Il no al canguro di Versace e Diadora non è vera sostenibilità

Il no al canguro di Versace e Diadora non è vera sostenibilità

Prima Diadora, a fine ottobre 2019. Ora Versace. I due brand, rispettivamente dello sportswear e del lusso, dicono insieme no al canguro, bandendone la pelle dalle future collezioni. Lo fanno perché sollecitati da LAV (Lega Anti Vivisezione), che sul tema ha obiettivi ancora più grandi. Quali? Il boicottaggio assoluto del materiale, con tanto di relativo divieto del commercio internazionale, per “salvare l’animale simbolo dell’Australia” da un presunto rischio estinzione. Ma si sbagliano tutti: il no al canguro non è vera sostenibilità. L’impiego della sua pelle, al contrario, rappresenta un caso esemplare di economia circolare.

Come stanno le cose
C’è un primo dato da mettere subito in chiaro. Esistono oltre 40 specie di canguro, ma solo quattro sono soggette ad abbattimento: Western Grey Kangaroo, Eastern Grey Kangaroo, Common Wallaroo e Red Cangaroo. Nessuna di queste, ça va sans dire, è a rischio estinzione. Anzi. La caccia ai marsupiali è da decenni strettamente regolata dal governo australiano a fini conservazionisti e di equilibrio della biodiversità. Il monitoraggio sulla popolazione è continuo ed estremamente preciso: secondo i dati del Dipartimento per l’Ambiente, nel 2018 la popolazione di canguri nelle “harvest zones” superava 42 milioni di unità.
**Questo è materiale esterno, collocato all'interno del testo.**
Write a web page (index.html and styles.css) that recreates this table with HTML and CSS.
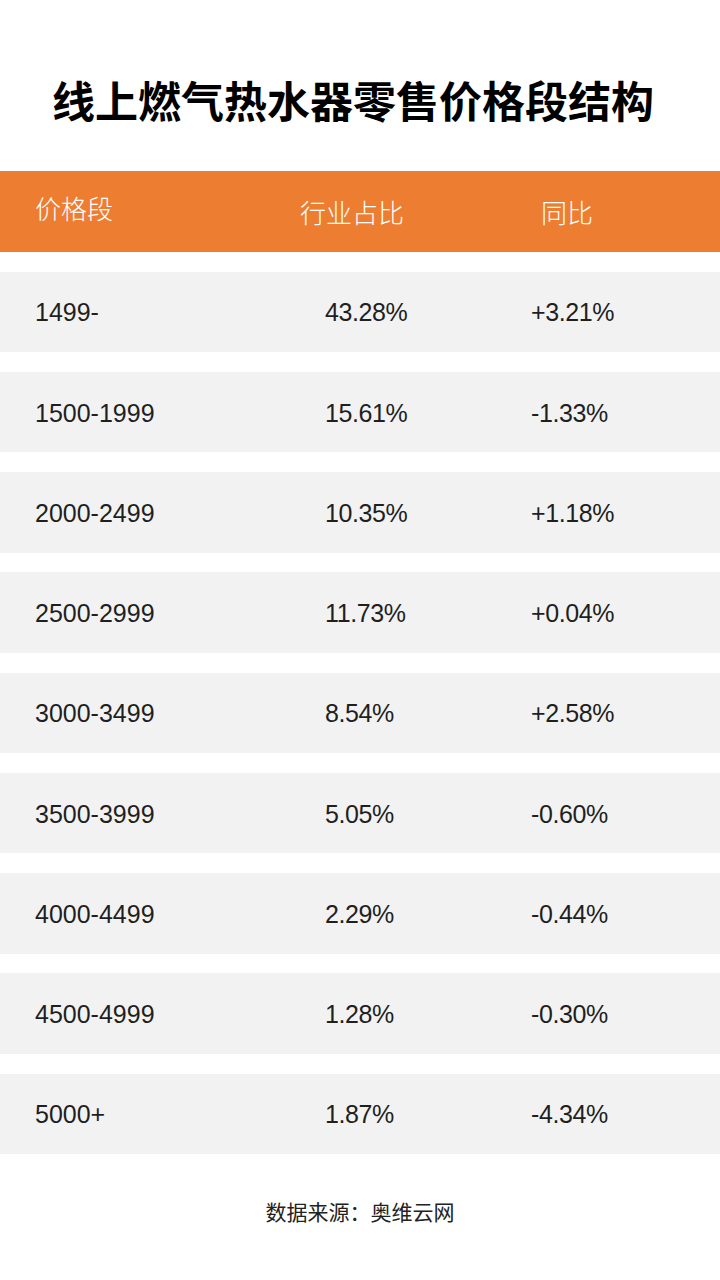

Che vuol dire commerciale?
In Australia la raccolta di canguri a fini commerciali è disciplinata da una legge del 1999 (Environment Protection and Biodiversity Conservation Act). Le best practice che gli operatori del settore devono seguire nelle fasi della raccolta sono definite dal National Code of Practice for the Humane Shooting of Kangaroos for Commercial Purposes. Il codice è sviluppato dal Natural Resource Management Ministerial Council del governo australiano con il contributo di scienziati, legislatori e gruppi per il benessere animale.

Disposizioni scientifiche
A proposito di decisioni science-based, ogni anno il governo australiano, su disposizioni di un panel indipendente di scienziati, naturisti e animalisti, stabilisce le quote di marsupiali da abbattere in circoscritte zone di caccia. La quota annuale è pari a circa il 15% della popolazione totale, ma l’abbattimento effettivo è inferiore ai due terzi della quota stessa (quindi attorno ai 3-4 milioni di esemplari). Tutti i player della filiera sono sottoposti a frequenti audit da parte delle autorità. Ogni capo è subito associato a un tag che permetterà la tracciabilità della sua pelle.

Qual è il punto
Gli animalisti di LAV sono convinti che boicottare nella moda l’uso della pelle di canguro rappresenti “un gesto simbolico e insieme estremamente concreto per contribuire a salvare l’animale”. Sbagliano, così come sbagliano Diadora e Versace a dar loro retta. La prima ragione di abbattimento selettivo dei canguri, dicevamo, è la tutela della biodiversità: le quattro specie in questione, lasciate libere di proliferare, rappresenterebbero una minaccia per l’ecosistema. Non solo. Il primo prodotto sfruttato a fini commerciali del canguro è la carne: solo dopo viene la pelle, tracciata già alla fonte. Il ruolo della concia, in questo senso, è  ancora e sempre di pura circolarità: recupera un vero e proprio scarto.

Controindicazioni
Il successo su scala globale di una campagna di boicottaggio del canguro avrebbe un solo risultato. Non aiutare i marsupiali, come vorrebbero i promotori, ma bensì disarticolare il sistema australiano, disposto dalle autorità su basi scientifiche, della caccia selettiva. L’unica alternativa che rimarrebbe sul campo, a quel punto, sarebbe la caccia priva di regole di fattori e allevatori che difendono le proprie proprietà da un animale che può rivelarsi anche infestante. Per i canguri, tutte le specie di canguri, non un grande sostegno.